» **What to do**
Write out the listing below without alteration, omitting its pictures.

» **Data lines**

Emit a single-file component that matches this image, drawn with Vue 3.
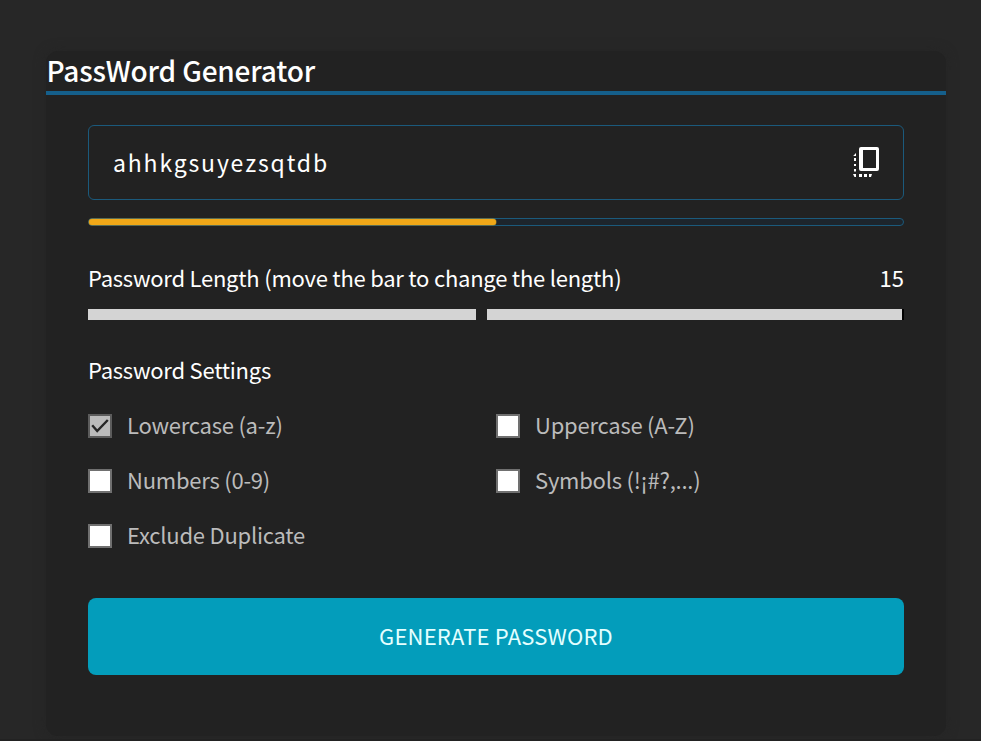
<script setup>
import { ref } from 'vue'

const password = ref('ahhkgsuyezsqtdb')
const length = ref(15)
const options = ref([
  { id: 'lowercase', label: 'Lowercase (a-z)', checked: true },
  { id: 'uppercase', label: 'Uppercase (A-Z)', checked: false },
  { id: 'numbers', label: 'Numbers (0-9)', checked: false },
  { id: 'symbols', label: 'Symbols (!¡#?,...)', checked: false },
  { id: 'exclude', label: 'Exclude Duplicate', checked: false }
])
</script>

<template>
  <div class="page">
    <main class="card">
      <h1 class="title"><span class="title-text">PassWord Generator</span></h1>
      <div class="content">
        <div class="password-box">
          <span class="password">{{ password }}</span>
          <svg class="copy" width="28" height="33" viewBox="0 0 28 33">
            <path fill="#fff" fill-rule="evenodd" d="M9 1h16q2 0 2 2v20q0 2-2 2H9q-2 0-2-2V3q0-2 2-2zM11 4v18h13V4z" />
            <path fill="#fff" d="M4 7v3H1.2zM2 12h2v3H2zM2 18h2v2H2zM2 23h2v2.5H2zM1 28h3v3H2.5zM7 28h3v3H7zM12 28h3v3h-3zM17 28h3l-1 3h-2z" />
          </svg>
        </div>
        <div class="strength"><div class="strength-fill"></div></div>
        <div class="length-row">
          <span class="length-label">Password Length (move the bar to change the length)</span>
          <span class="length-value">{{ length }}</span>
        </div>
        <div class="slider">
          <div class="track-before"></div>
          <div class="thumb"></div>
          <div class="track-after"></div>
        </div>
        <h2 class="settings-title"><span>Password Settings</span></h2>
        <div class="options">
          <label v-for="o in options" :key="o.id" class="option">
            <span class="box" :class="{ checked: o.checked }">
              <svg v-if="o.checked" width="20" height="20" viewBox="0 0 20 20">
                <path d="M2.2 9.3 7.2 15 17.8 4" fill="none" stroke="#262626" stroke-width="2.4" />
              </svg>
            </span>
            <span class="option-label">{{ o.label }}</span>
          </label>
        </div>
        <button class="generate"><span>GENERATE PASSWORD</span></button>
      </div>
    </main>
  </div>
</template>

<style>
body {
  margin: 0;
  background: #272727;
}
</style>

<style scoped>
.page {
  box-sizing: border-box;
  height: 741px;
  padding: 51px 35px 0 46px;
  overflow: hidden;
  background: #272727;
  border-bottom: 2px solid #222;
  color: #fff;
  font-family: "Noto Sans CJK JP", "Noto Sans", sans-serif;
  font-size: 22px;
  letter-spacing: -0.23px;
}
.card {
  height: 685px;
  background: #222;
  border-radius: 12px;
  box-shadow: 0 0 12px #252525;
}
.title {
  box-sizing: border-box;
  height: 44px;
  margin: 0;
  padding-left: 0.5px;
  border-bottom: 4px solid #155f8b;
  font-size: 28px;
  font-weight: 500;
  letter-spacing: -0.17px;
  line-height: 38px;
}
.content {
  padding: 30px 42px 0;
}
.password-box {
  box-sizing: border-box;
  display: flex;
  align-items: center;
  justify-content: space-between;
  height: 75px;
  padding: 0 23px 0 24px;
  border: 1px solid #1b5a7c;
  border-radius: 6px;
}
.password {
  padding-bottom: 2px;
  font-size: 23px;
  letter-spacing: 1.84px;
  line-height: 30px;
}
.strength {
  box-sizing: border-box;
  height: 8px;
  margin-top: 18px;
  border: 1px solid #1b5a7c;
  border-radius: 4px;
  background: #1d252c;
}
.strength-fill {
  width: 50%;
  height: 6px;
  border-radius: 3px;
  background: #f0a818;
  box-shadow: 0 0 0 0.5px #98802e;
}
.length-row {
  display: flex;
  justify-content: space-between;
  margin-top: 34px;
  line-height: 34px;
}
.length-value {
  letter-spacing: 0;
}
.slider {
  display: flex;
  height: 11px;
  margin-top: 15px;
}
.track-before {
  width: 388px;
  background: #d4d4d4;
}
.thumb {
  width: 11px;
}
.track-after {
  flex: 1;
  background: #d4d4d4;
  border-right: 2px solid #000;
}
.settings-title {
  margin: 32px 0 0;
  font-size: 22px;
  font-weight: 400;
  line-height: 34px;
}
.options {
  display: grid;
  grid-template-columns: 1fr 1fr;
  grid-auto-rows: 24px;
  row-gap: 31px;
  margin-top: 28px;
}
.option {
  display: flex;
  align-items: center;
  gap: 15px;
  color: #bbb;
  line-height: 24px;
}
.option-label {
  padding-bottom: 4px;
}
.box {
  box-sizing: border-box;
  width: 24px;
  height: 24px;
  border: 2px solid #707070;
  background: #fff;
}
.box.checked {
  border-color: #5c5c5c;
  background: #bbb;
}
.box svg {
  display: block;
}
.generate {
  display: block;
  width: 100%;
  height: 77px;
  margin: 50px 0 0;
  padding: 0 0 4px;
  border: 0;
  border-radius: 8px;
  background: #039dbb;
  color: #e4ffff;
  font: inherit;
  letter-spacing: 0.2px;
}
</style>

» **Exercise result**
Emit a single-file component that matches this image, drawn with Vue 3.
<script setup>
import { ref } from 'vue'

const password = ref('ahhkgsuyezsqtdb')
const length = ref(15)
const options = ref([
  { id: 'lowercase', label: 'Lowercase (a-z)', checked: true },
  { id: 'uppercase', label: 'Uppercase (A-Z)', checked: false },
  { id: 'numbers', label: 'Numbers (0-9)', checked: false },
  { id: 'symbols', label: 'Symbols (!¡#?,...)', checked: false },
  { id: 'exclude', label: 'Exclude Duplicate', checked: false }
])
</script>

<template>
  <div class="page">
    <main class="card">
      <h1 class="title"><span class="title-text">PassWord Generator</span></h1>
      <div class="content">
        <div class="password-box">
          <span class="password">{{ password }}</span>
          <svg class="copy" width="28" height="33" viewBox="0 0 28 33">
            <path fill="#fff" fill-rule="evenodd" d="M9 1h16q2 0 2 2v20q0 2-2 2H9q-2 0-2-2V3q0-2 2-2zM11 4v18h13V4z" />
            <path fill="#fff" d="M4 7v3H1.2zM2 12h2v3H2zM2 18h2v2H2zM2 23h2v2.5H2zM1 28h3v3H2.5zM7 28h3v3H7zM12 28h3v3h-3zM17 28h3l-1 3h-2z" />
          </svg>
        </div>
        <div class="strength"><div class="strength-fill"></div></div>
        <div class="length-row">
          <span class="length-label">Password Length (move the bar to change the length)</span>
          <span class="length-value">{{ length }}</span>
        </div>
        <div class="slider">
          <div class="track-before"></div>
          <div class="thumb"></div>
          <div class="track-after"></div>
        </div>
        <h2 class="settings-title"><span>Password Settings</span></h2>
        <div class="options">
          <label v-for="o in options" :key="o.id" class="option">
            <span class="box" :class="{ checked: o.checked }">
              <svg v-if="o.checked" width="20" height="20" viewBox="0 0 20 20">
                <path d="M2.2 9.3 7.2 15 17.8 4" fill="none" stroke="#262626" stroke-width="2.4" />
              </svg>
            </span>
            <span class="option-label">{{ o.label }}</span>
          </label>
        </div>
        <button class="generate"><span>GENERATE PASSWORD</span></button>
      </div>
    </main>
  </div>
</template>

<style>
body {
  margin: 0;
  background: #272727;
}
</style>

<style scoped>
.page {
  box-sizing: border-box;
  height: 741px;
  padding: 51px 35px 0 46px;
  overflow: hidden;
  background: #272727;
  border-bottom: 2px solid #222;
  color: #fff;
  font-family: "Noto Sans CJK JP", "Noto Sans", sans-serif;
  font-size: 22px;
  letter-spacing: -0.23px;
}
.card {
  height: 685px;
  background: #222;
  border-radius: 12px;
  box-shadow: 0 0 12px #252525;
}
.title {
  box-sizing: border-box;
  height: 44px;
  margin: 0;
  padding-left: 0.5px;
  border-bottom: 4px solid #155f8b;
  font-size: 28px;
  font-weight: 500;
  letter-spacing: -0.17px;
  line-height: 38px;
}
.content {
  padding: 30px 42px 0;
}
.password-box {
  box-sizing: border-box;
  display: flex;
  align-items: center;
  justify-content: space-between;
  height: 75px;
  padding: 0 23px 0 24px;
  border: 1px solid #1b5a7c;
  border-radius: 6px;
}
.password {
  padding-bottom: 2px;
  font-size: 23px;
  letter-spacing: 1.84px;
  line-height: 30px;
}
.strength {
  box-sizing: border-box;
  height: 8px;
  margin-top: 18px;
  border: 1px solid #1b5a7c;
  border-radius: 4px;
  background: #1d252c;
}
.strength-fill {
  width: 50%;
  height: 6px;
  border-radius: 3px;
  background: #f0a818;
  box-shadow: 0 0 0 0.5px #98802e;
}
.length-row {
  display: flex;
  justify-content: space-between;
  margin-top: 34px;
  line-height: 34px;
}
.length-value {
  letter-spacing: 0;
}
.slider {
  display: flex;
  height: 11px;
  margin-top: 15px;
}
.track-before {
  width: 388px;
  background: #d4d4d4;
}
.thumb {
  width: 11px;
}
.track-after {
  flex: 1;
  background: #d4d4d4;
  border-right: 2px solid #000;
}
.settings-title {
  margin: 32px 0 0;
  font-size: 22px;
  font-weight: 400;
  line-height: 34px;
}
.options {
  display: grid;
  grid-template-columns: 1fr 1fr;
  grid-auto-rows: 24px;
  row-gap: 31px;
  margin-top: 28px;
}
.option {
  display: flex;
  align-items: center;
  gap: 15px;
  color: #bbb;
  line-height: 24px;
}
.option-label {
  padding-bottom: 4px;
}
.box {
  box-sizing: border-box;
  width: 24px;
  height: 24px;
  border: 2px solid #707070;
  background: #fff;
}
.box.checked {
  border-color: #5c5c5c;
  background: #bbb;
}
.box svg {
  display: block;
}
.generate {
  display: block;
  width: 100%;
  height: 77px;
  margin: 50px 0 0;
  padding: 0 0 4px;
  border: 0;
  border-radius: 8px;
  background: #039dbb;
  color: #e4ffff;
  font: inherit;
  letter-spacing: 0.2px;
}
</style>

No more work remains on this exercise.